Yellow fever is a viral disease transmitted to humans by infected mosquitoes. It has caused large epidemics in tropical areas of Africa and the Americas.
Symptoms occur within three to six days after infection. Initial symptoms include fever, loss of appetite, headache, vomiting, and backache. As the disease progresses, the pulse slows and weakens. After three to four days, most patients improve and their symptoms disappear. However, about 15% of cases enter a "toxic phase within 24 hours. This phase is characterized by bleeding of the gums and bloody urine, and can progress to delirium, seizures, and coma. Jaundice can also occur relatively early in the disease, thus the name "yellow fever."
Every year about 200,000 cases of yellow fever are recorded worldwide, and 30,000 of these die, but the figures are underestimated because of faulty record keeping.
Only a handful of cases have been documented in the U.S. in the past 80 years, all unvaccinated people that traveled to or came from high-risk areas.
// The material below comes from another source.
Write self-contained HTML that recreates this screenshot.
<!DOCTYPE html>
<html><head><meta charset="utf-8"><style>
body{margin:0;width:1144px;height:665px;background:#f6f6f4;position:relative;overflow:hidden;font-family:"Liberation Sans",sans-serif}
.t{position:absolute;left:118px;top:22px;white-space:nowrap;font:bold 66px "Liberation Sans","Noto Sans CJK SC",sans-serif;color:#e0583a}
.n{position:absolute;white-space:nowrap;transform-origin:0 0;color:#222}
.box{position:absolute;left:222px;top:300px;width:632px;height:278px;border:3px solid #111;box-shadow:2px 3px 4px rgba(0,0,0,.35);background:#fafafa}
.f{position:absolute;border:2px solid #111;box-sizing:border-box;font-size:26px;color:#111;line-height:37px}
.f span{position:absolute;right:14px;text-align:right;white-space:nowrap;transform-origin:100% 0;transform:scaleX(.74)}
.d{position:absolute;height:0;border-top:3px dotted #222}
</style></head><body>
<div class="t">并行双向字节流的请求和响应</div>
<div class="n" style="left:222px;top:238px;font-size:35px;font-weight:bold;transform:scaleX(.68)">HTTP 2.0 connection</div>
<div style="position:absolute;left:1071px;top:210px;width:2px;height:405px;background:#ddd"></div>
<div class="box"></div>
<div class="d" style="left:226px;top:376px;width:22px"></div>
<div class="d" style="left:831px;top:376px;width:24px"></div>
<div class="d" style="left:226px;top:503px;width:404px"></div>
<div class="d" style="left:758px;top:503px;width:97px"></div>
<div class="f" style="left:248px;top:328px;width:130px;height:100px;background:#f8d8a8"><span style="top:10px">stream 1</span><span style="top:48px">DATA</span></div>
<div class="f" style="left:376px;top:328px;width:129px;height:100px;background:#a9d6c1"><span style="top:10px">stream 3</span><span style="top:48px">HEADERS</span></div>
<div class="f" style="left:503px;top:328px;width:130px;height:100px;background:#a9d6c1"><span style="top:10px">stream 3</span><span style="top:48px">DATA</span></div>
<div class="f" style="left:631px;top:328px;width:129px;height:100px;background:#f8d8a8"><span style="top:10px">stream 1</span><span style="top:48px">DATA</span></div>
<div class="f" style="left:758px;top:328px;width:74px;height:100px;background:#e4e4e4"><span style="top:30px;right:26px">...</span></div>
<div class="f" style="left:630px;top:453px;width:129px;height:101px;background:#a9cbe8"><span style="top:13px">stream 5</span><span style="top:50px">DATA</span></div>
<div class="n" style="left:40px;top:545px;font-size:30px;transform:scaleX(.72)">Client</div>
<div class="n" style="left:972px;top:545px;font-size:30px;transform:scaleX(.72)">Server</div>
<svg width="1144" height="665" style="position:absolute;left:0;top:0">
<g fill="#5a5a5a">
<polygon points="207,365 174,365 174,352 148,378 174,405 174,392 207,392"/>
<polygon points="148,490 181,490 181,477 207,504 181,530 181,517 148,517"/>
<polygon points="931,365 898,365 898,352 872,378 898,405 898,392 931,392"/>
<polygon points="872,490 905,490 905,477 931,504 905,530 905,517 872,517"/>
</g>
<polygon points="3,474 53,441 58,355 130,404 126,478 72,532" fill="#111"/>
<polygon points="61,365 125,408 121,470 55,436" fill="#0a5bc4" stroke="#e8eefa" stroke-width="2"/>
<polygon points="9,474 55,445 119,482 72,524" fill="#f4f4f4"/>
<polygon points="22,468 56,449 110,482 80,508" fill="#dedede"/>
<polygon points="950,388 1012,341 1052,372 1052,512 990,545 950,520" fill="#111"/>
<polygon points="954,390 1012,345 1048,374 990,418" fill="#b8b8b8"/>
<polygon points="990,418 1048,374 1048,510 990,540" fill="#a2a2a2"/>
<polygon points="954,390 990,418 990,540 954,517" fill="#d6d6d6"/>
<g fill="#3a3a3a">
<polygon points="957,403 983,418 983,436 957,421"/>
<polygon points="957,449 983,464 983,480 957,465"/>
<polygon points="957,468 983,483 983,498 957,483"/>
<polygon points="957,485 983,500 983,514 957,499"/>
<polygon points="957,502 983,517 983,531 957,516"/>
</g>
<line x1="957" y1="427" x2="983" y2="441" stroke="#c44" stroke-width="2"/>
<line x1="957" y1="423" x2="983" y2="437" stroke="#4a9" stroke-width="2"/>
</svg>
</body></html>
People are at risk if they travel to an area where yellow fever is seen in humans or monkeys (endemic areas) and there are mosquitoes to spread the virus. Even so, the risk for illness when traveling to these areas is considered small.
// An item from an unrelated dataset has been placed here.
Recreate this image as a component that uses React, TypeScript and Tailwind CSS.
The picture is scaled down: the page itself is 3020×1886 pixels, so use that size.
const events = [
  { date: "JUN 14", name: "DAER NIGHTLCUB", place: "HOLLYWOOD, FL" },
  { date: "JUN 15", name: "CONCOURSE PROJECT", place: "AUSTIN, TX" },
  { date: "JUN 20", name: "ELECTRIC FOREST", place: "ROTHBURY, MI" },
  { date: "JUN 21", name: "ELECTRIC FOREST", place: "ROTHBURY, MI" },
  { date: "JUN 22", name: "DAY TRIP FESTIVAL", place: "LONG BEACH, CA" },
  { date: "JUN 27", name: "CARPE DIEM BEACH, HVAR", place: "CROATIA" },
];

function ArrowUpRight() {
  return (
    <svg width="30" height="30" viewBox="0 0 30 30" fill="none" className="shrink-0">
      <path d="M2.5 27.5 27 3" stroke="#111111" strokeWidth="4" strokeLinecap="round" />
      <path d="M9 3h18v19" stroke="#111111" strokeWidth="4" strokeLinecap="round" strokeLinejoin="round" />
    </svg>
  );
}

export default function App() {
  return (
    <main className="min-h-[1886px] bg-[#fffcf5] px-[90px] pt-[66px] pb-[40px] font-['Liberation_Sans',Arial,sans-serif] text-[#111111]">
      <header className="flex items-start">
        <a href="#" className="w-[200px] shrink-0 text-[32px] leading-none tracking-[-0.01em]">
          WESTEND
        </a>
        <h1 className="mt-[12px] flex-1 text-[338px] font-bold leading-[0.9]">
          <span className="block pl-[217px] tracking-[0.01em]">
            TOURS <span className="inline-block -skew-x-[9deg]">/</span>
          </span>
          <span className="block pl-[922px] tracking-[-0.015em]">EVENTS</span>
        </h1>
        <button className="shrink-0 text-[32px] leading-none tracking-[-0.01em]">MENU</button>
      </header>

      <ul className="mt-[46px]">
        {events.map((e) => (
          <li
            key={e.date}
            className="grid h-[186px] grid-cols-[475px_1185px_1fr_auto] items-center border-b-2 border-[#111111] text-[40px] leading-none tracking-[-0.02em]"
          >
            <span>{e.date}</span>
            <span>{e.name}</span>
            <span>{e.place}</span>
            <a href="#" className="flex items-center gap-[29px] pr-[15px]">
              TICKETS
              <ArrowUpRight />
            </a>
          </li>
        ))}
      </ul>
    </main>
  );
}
Yellow fever is spread mostly in two different cycles:
Jungle yellow fever is mainly a disease of monkeys. It is spread from infected mosquitoes to monkeys in the tropical rain forest. Jungle yellow fever is rare and occurs mostly in persons who work in tropical rain forests who are bitten by mosquitoes infected by monkeys.
Urban yellow fever is a disease of humans and the cause of most yellow fever outbreaks. Aedes aegyptiis the type of mosquito that usually carries yellow fever from human to human. These mosquitoes breed in discarded tires, flowerpots, oil drums, and water storage containers close to human dwellings.
Yellow fever is preventable by a relatively safe, effective vaccine. The single-dose 'live' vaccine is recommended for people 9 months of age and older. The vaccine becomes protective after 10 days, and provides immunity to a vaccinated individual for 10 years or more.
Describe your symptoms to your health care provider, and do not forget to mention your travel history.
Yellow fever is difficult to recognize, especially during the early stages. It can be easily confused with malaria, typhoid, rickettsial diseases, hemorrhagic viral fevers (e.g. Ebola), dengue, leptospirosis, and viral hepatitis. A laboratory analysis is required to confirm a suspect case. Blood tests can detect antibodies that are produced in response to the infection.
There is no specific treatment for yellow fever. Treatment for symptoms may include intravenous fluids, blood products for severe bleeding, and dialysis for renal failure.
The risk for a traveler of acquiring yellow fever depends in part on the destination, season, outdoor activities while traveling, and the rate of transmission at the time of travel. For example, in West Africa, the most dangerous time of year is during the late rainy and early dry seasons (July to October), while virus transmission is highest during the rainy season (January to March) in Brazil.
Travelers should get vaccinated for yellow fever before visiting areas where yellow fever is found.